Estamos a distância torcendo pela rápida e franca recuo.
Grande abraço aos amigos remadores

Antônio Farias Filho · 2 de junho de 2024 às 21:41

Neto, é mais uma passagem do Remo gaúcho dentro da água. É esta foi uma passagem daquelas atolada literalmente. Deus esta de Timoneiro nesta grande remada.
Muita força e fé à todos envolvidos nesta reconstrução!
Um grande abraço à Todos!!!

Joaquim Ameba · 3 de junho de 2024 às 17:22

“…Difícil dizer se o aumento do percurso aumentava a ansiedade, a saudade ou o medo do desconhecido, mas que já era sabido…”.
Aqui o resumo de um mês de espera para que o valor superasse o medo, do conhecido, que não era sabido, inesperado, mas muito visível.
A água, o meio onde “vivem” os barcos, os afogou, mas agora flutuarão pomposos, depois do susto que os tornou pequenos, para remadas grandiosas, fartas e, certamente, repletas de força!

Rosane · 3 de junho de 2024 às 17:31

Isso também vai passar! Dias de glória, dias de luta!

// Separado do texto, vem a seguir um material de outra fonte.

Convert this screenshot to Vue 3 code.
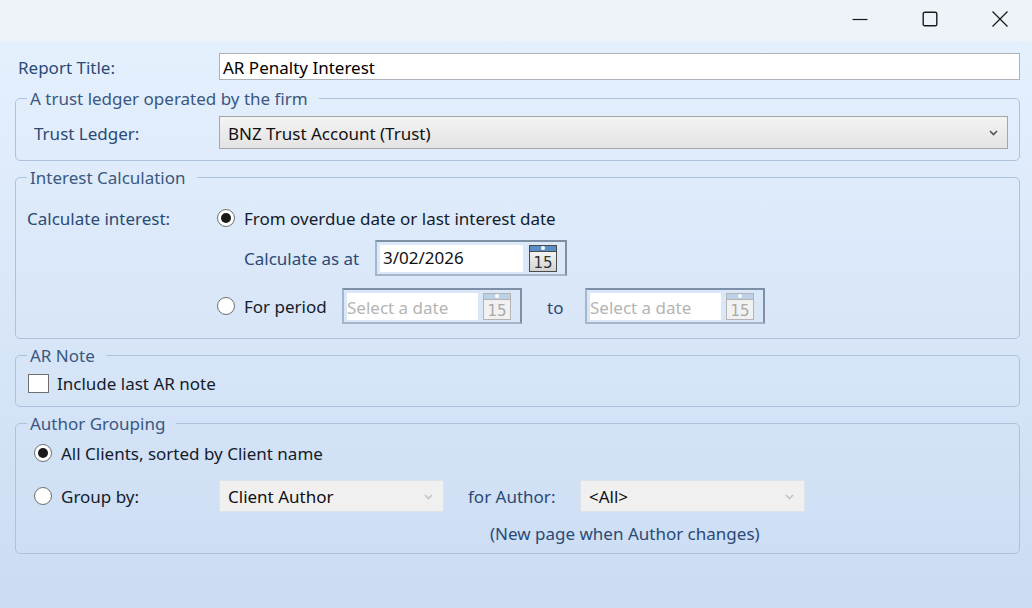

Força amigo!!

ANDRÉ LUIZ FERREIRA · 3 de junho de 2024 às 18:02

Força, todos juntos em diversas frentes, atuando num só sentido: recuperar tudo o que se perdeu.
Belíssimas palavras Seara, cortam o coração mas remexem na memória as grandes lembranças vivenciadas no Clube, os sons do vozerio na garagem, a rampa impoluta, o cheiro do suor misturado com água, o café na ilha … obrigado. Todos à proa.

André Baracuhy · 3 de junho de 2024 às 20:14

Que tudo se restabeleça o mais breve possível e que todos possam voltar a remar nesse Guaíba de boas lembranças.